FRANKFORT — The Republican-led state Senate approved two of its high-priority bills and the Democratic-led House made controversial committee appointments as lawmakers wrapped up the first part of this year's lawmaking session Friday morning.
Friday was the last day of a four-day organizational session for legislators. They are to return Feb. 3 to work on legislation and adjourn March 24.
In the House, Democratic leaders appointed each of the five freshman Republicans to only one committee, a move House Minority Leader Jeff Hoover, R-Jamestown, called "petty and punitive."
House members usually get two to four committee assignments. All six of the first-year Democratic House members were assigned to at least two committees.
In an email defending the move, Stumbo said House rules "guarantee the members get at least one standing committee assignment. That was adhered to."
Stumbo said the committee assignment report can still be amended when the House reconvenes in February. Hoover said he is "optimistic this can be rectified by the time we return to Frankfort on Feb. 3."
Republicans were unsuccessful last November in wresting control of the House from Democrats, who have led the chamber for nearly a century.
In the first four days of Kentucky's 2015 General Assembly, the Senate approved and sent to the House five bills. The House did not consider any bills.

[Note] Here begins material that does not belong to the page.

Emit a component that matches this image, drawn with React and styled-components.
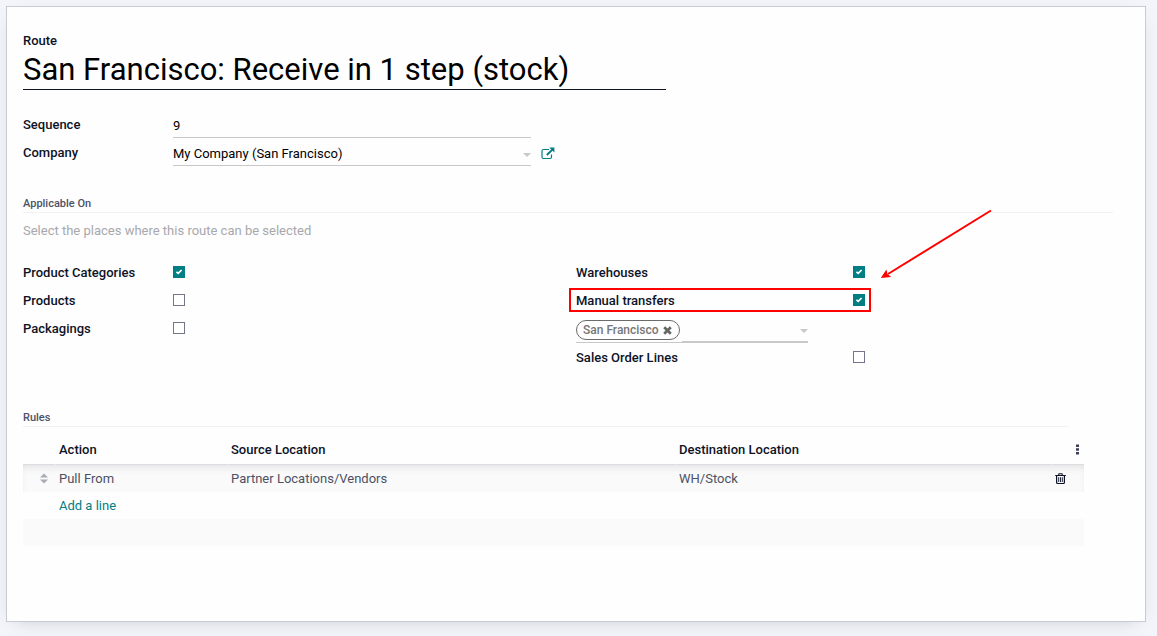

The Senate on Friday approved and sent to the House bills dealing with abortion and administrative regulations used by the governor.
Senate Bill 4, sponsored by Sen. Julie Raque Adams, R-Louisville, would require women to have face-to-face counseling in the same room with a doctor or nurse at least 24 hours before they get an abortion.
The Senate voted to approve the bill 30-5. House Speaker Greg Stumbo, D-Prestonsburg, said the measure will die in the House. He compared its fate to vultures flying around the Capitol.
The Senate also approved SB 2, a proposed constitutional amendment to give the legislature more authority over administrative regulations issued by the executive branch.
It would give lawmakers the power to set up a special committee or agency to halt such regulations when the legislature is not in session.
The Senate vote on the bill was 24-11. The House killed a similar measure last year.